**Job:**
Would you quote the material below in full and unchanged?

**Recorded data:**
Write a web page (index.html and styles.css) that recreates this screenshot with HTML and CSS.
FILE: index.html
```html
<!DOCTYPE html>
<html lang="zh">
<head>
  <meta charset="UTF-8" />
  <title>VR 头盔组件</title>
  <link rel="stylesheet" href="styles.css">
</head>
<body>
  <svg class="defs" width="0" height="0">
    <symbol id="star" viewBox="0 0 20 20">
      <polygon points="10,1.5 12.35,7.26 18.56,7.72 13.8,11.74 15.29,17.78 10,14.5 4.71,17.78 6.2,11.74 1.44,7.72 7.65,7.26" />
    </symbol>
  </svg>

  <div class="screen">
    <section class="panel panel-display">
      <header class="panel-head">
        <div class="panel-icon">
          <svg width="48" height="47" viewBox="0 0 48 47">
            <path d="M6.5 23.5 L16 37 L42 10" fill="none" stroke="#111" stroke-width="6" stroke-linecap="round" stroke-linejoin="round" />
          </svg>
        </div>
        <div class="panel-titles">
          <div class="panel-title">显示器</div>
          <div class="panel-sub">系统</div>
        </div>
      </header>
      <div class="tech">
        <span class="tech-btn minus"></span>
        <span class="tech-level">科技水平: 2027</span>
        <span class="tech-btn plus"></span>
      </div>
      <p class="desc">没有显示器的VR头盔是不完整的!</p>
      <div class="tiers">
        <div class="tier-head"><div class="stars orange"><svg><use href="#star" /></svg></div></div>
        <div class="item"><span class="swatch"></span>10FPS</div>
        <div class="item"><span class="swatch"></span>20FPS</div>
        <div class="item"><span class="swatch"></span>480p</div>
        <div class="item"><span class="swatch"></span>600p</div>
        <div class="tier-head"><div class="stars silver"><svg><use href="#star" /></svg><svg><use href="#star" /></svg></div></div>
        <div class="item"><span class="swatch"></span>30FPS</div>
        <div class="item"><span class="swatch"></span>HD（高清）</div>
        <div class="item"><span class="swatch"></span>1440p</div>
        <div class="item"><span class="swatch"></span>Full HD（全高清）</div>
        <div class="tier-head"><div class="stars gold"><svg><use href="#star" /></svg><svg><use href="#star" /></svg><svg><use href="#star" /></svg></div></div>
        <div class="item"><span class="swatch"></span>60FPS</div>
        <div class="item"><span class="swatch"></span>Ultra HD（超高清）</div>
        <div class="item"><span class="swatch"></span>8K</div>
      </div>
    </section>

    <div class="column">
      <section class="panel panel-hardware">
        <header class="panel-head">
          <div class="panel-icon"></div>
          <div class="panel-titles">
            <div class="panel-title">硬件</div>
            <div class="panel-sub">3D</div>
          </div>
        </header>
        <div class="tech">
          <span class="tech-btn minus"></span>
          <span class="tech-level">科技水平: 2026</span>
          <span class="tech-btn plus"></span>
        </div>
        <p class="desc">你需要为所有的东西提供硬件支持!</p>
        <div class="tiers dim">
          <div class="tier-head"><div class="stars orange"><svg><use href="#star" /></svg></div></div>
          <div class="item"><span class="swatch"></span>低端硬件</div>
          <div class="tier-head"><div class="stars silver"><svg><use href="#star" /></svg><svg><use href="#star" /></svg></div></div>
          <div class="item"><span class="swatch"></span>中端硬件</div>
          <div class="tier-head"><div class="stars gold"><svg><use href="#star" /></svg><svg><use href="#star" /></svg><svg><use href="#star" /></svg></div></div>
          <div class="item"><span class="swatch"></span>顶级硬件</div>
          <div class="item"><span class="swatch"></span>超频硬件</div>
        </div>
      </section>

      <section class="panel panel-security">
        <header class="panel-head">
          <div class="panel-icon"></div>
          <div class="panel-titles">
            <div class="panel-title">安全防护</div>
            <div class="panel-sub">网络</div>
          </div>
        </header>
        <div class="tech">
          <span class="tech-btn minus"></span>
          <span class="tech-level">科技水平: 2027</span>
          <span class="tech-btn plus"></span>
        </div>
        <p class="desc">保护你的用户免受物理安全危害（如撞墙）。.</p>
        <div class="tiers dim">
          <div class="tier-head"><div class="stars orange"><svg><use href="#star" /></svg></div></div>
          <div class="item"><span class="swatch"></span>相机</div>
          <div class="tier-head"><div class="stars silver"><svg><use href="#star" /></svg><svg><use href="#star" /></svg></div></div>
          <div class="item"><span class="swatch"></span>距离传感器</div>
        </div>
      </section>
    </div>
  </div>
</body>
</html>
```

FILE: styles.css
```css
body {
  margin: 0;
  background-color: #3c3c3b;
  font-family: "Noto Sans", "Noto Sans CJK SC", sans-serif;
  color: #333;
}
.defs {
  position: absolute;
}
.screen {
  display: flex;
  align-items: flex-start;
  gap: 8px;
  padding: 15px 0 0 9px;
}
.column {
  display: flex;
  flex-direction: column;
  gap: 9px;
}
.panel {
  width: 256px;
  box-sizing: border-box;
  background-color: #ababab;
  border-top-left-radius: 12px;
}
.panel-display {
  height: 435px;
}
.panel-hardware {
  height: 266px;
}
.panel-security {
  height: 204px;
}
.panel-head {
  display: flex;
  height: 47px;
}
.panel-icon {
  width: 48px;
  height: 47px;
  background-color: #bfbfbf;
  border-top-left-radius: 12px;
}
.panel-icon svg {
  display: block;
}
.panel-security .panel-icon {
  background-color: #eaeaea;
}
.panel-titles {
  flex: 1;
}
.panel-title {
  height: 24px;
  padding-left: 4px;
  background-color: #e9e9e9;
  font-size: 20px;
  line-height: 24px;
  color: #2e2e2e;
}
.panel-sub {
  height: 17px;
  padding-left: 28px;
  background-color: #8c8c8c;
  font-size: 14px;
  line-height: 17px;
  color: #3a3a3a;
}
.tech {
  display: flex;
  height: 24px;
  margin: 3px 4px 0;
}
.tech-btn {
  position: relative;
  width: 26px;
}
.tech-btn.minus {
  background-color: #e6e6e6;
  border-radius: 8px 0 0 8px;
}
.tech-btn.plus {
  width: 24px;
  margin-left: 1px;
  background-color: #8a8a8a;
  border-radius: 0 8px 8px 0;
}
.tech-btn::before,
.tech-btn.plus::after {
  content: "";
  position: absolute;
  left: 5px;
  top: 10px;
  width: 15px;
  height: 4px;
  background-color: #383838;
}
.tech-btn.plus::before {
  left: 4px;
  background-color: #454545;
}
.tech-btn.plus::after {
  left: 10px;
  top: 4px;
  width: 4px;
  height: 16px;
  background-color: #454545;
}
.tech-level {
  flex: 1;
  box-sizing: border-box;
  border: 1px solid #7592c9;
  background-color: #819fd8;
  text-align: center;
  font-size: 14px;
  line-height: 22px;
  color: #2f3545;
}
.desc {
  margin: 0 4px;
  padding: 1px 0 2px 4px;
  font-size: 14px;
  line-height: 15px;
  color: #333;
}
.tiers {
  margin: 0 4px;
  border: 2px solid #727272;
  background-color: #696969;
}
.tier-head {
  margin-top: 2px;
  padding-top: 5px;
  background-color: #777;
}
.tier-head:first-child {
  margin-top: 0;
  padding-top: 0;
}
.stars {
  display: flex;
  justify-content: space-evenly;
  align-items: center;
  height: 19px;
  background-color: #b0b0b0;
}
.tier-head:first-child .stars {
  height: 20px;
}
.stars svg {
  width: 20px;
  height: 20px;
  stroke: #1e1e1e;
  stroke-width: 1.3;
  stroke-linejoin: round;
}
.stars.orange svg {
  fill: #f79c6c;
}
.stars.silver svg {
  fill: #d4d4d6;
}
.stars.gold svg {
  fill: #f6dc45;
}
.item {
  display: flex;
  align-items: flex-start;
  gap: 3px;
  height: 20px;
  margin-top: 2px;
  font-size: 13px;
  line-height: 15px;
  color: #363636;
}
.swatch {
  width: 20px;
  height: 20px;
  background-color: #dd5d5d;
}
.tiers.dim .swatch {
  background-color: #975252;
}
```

**Written answer:**
Write a web page (index.html and styles.css) that recreates this screenshot with HTML and CSS.
FILE: index.html
```html
<!DOCTYPE html>
<html lang="zh">
<head>
  <meta charset="UTF-8" />
  <title>VR 头盔组件</title>
  <link rel="stylesheet" href="styles.css">
</head>
<body>
  <svg class="defs" width="0" height="0">
    <symbol id="star" viewBox="0 0 20 20">
      <polygon points="10,1.5 12.35,7.26 18.56,7.72 13.8,11.74 15.29,17.78 10,14.5 4.71,17.78 6.2,11.74 1.44,7.72 7.65,7.26" />
    </symbol>
  </svg>

  <div class="screen">
    <section class="panel panel-display">
      <header class="panel-head">
        <div class="panel-icon">
          <svg width="48" height="47" viewBox="0 0 48 47">
            <path d="M6.5 23.5 L16 37 L42 10" fill="none" stroke="#111" stroke-width="6" stroke-linecap="round" stroke-linejoin="round" />
          </svg>
        </div>
        <div class="panel-titles">
          <div class="panel-title">显示器</div>
          <div class="panel-sub">系统</div>
        </div>
      </header>
      <div class="tech">
        <span class="tech-btn minus"></span>
        <span class="tech-level">科技水平: 2027</span>
        <span class="tech-btn plus"></span>
      </div>
      <p class="desc">没有显示器的VR头盔是不完整的!</p>
      <div class="tiers">
        <div class="tier-head"><div class="stars orange"><svg><use href="#star" /></svg></div></div>
        <div class="item"><span class="swatch"></span>10FPS</div>
        <div class="item"><span class="swatch"></span>20FPS</div>
        <div class="item"><span class="swatch"></span>480p</div>
        <div class="item"><span class="swatch"></span>600p</div>
        <div class="tier-head"><div class="stars silver"><svg><use href="#star" /></svg><svg><use href="#star" /></svg></div></div>
        <div class="item"><span class="swatch"></span>30FPS</div>
        <div class="item"><span class="swatch"></span>HD（高清）</div>
        <div class="item"><span class="swatch"></span>1440p</div>
        <div class="item"><span class="swatch"></span>Full HD（全高清）</div>
        <div class="tier-head"><div class="stars gold"><svg><use href="#star" /></svg><svg><use href="#star" /></svg><svg><use href="#star" /></svg></div></div>
        <div class="item"><span class="swatch"></span>60FPS</div>
        <div class="item"><span class="swatch"></span>Ultra HD（超高清）</div>
        <div class="item"><span class="swatch"></span>8K</div>
      </div>
    </section>

    <div class="column">
      <section class="panel panel-hardware">
        <header class="panel-head">
          <div class="panel-icon"></div>
          <div class="panel-titles">
            <div class="panel-title">硬件</div>
            <div class="panel-sub">3D</div>
          </div>
        </header>
        <div class="tech">
          <span class="tech-btn minus"></span>
          <span class="tech-level">科技水平: 2026</span>
          <span class="tech-btn plus"></span>
        </div>
        <p class="desc">你需要为所有的东西提供硬件支持!</p>
        <div class="tiers dim">
          <div class="tier-head"><div class="stars orange"><svg><use href="#star" /></svg></div></div>
          <div class="item"><span class="swatch"></span>低端硬件</div>
          <div class="tier-head"><div class="stars silver"><svg><use href="#star" /></svg><svg><use href="#star" /></svg></div></div>
          <div class="item"><span class="swatch"></span>中端硬件</div>
          <div class="tier-head"><div class="stars gold"><svg><use href="#star" /></svg><svg><use href="#star" /></svg><svg><use href="#star" /></svg></div></div>
          <div class="item"><span class="swatch"></span>顶级硬件</div>
          <div class="item"><span class="swatch"></span>超频硬件</div>
        </div>
      </section>

      <section class="panel panel-security">
        <header class="panel-head">
          <div class="panel-icon"></div>
          <div class="panel-titles">
            <div class="panel-title">安全防护</div>
            <div class="panel-sub">网络</div>
          </div>
        </header>
        <div class="tech">
          <span class="tech-btn minus"></span>
          <span class="tech-level">科技水平: 2027</span>
          <span class="tech-btn plus"></span>
        </div>
        <p class="desc">保护你的用户免受物理安全危害（如撞墙）。.</p>
        <div class="tiers dim">
          <div class="tier-head"><div class="stars orange"><svg><use href="#star" /></svg></div></div>
          <div class="item"><span class="swatch"></span>相机</div>
          <div class="tier-head"><div class="stars silver"><svg><use href="#star" /></svg><svg><use href="#star" /></svg></div></div>
          <div class="item"><span class="swatch"></span>距离传感器</div>
        </div>
      </section>
    </div>
  </div>
</body>
</html>
```

FILE: styles.css
```css
body {
  margin: 0;
  background-color: #3c3c3b;
  font-family: "Noto Sans", "Noto Sans CJK SC", sans-serif;
  color: #333;
}
.defs {
  position: absolute;
}
.screen {
  display: flex;
  align-items: flex-start;
  gap: 8px;
  padding: 15px 0 0 9px;
}
.column {
  display: flex;
  flex-direction: column;
  gap: 9px;
}
.panel {
  width: 256px;
  box-sizing: border-box;
  background-color: #ababab;
  border-top-left-radius: 12px;
}
.panel-display {
  height: 435px;
}
.panel-hardware {
  height: 266px;
}
.panel-security {
  height: 204px;
}
.panel-head {
  display: flex;
  height: 47px;
}
.panel-icon {
  width: 48px;
  height: 47px;
  background-color: #bfbfbf;
  border-top-left-radius: 12px;
}
.panel-icon svg {
  display: block;
}
.panel-security .panel-icon {
  background-color: #eaeaea;
}
.panel-titles {
  flex: 1;
}
.panel-title {
  height: 24px;
  padding-left: 4px;
  background-color: #e9e9e9;
  font-size: 20px;
  line-height: 24px;
  color: #2e2e2e;
}
.panel-sub {
  height: 17px;
  padding-left: 28px;
  background-color: #8c8c8c;
  font-size: 14px;
  line-height: 17px;
  color: #3a3a3a;
}
.tech {
  display: flex;
  height: 24px;
  margin: 3px 4px 0;
}
.tech-btn {
  position: relative;
  width: 26px;
}
.tech-btn.minus {
  background-color: #e6e6e6;
  border-radius: 8px 0 0 8px;
}
.tech-btn.plus {
  width: 24px;
  margin-left: 1px;
  background-color: #8a8a8a;
  border-radius: 0 8px 8px 0;
}
.tech-btn::before,
.tech-btn.plus::after {
  content: "";
  position: absolute;
  left: 5px;
  top: 10px;
  width: 15px;
  height: 4px;
  background-color: #383838;
}
.tech-btn.plus::before {
  left: 4px;
  background-color: #454545;
}
.tech-btn.plus::after {
  left: 10px;
  top: 4px;
  width: 4px;
  height: 16px;
  background-color: #454545;
}
.tech-level {
  flex: 1;
  box-sizing: border-box;
  border: 1px solid #7592c9;
  background-color: #819fd8;
  text-align: center;
  font-size: 14px;
  line-height: 22px;
  color: #2f3545;
}
.desc {
  margin: 0 4px;
  padding: 1px 0 2px 4px;
  font-size: 14px;
  line-height: 15px;
  color: #333;
}
.tiers {
  margin: 0 4px;
  border: 2px solid #727272;
  background-color: #696969;
}
.tier-head {
  margin-top: 2px;
  padding-top: 5px;
  background-color: #777;
}
.tier-head:first-child {
  margin-top: 0;
  padding-top: 0;
}
.stars {
  display: flex;
  justify-content: space-evenly;
  align-items: center;
  height: 19px;
  background-color: #b0b0b0;
}
.tier-head:first-child .stars {
  height: 20px;
}
.stars svg {
  width: 20px;
  height: 20px;
  stroke: #1e1e1e;
  stroke-width: 1.3;
  stroke-linejoin: round;
}
.stars.orange svg {
  fill: #f79c6c;
}
.stars.silver svg {
  fill: #d4d4d6;
}
.stars.gold svg {
  fill: #f6dc45;
}
.item {
  display: flex;
  align-items: flex-start;
  gap: 3px;
  height: 20px;
  margin-top: 2px;
  font-size: 13px;
  line-height: 15px;
  color: #363636;
}
.swatch {
  width: 20px;
  height: 20px;
  background-color: #dd5d5d;
}
.tiers.dim .swatch {
  background-color: #975252;
}
```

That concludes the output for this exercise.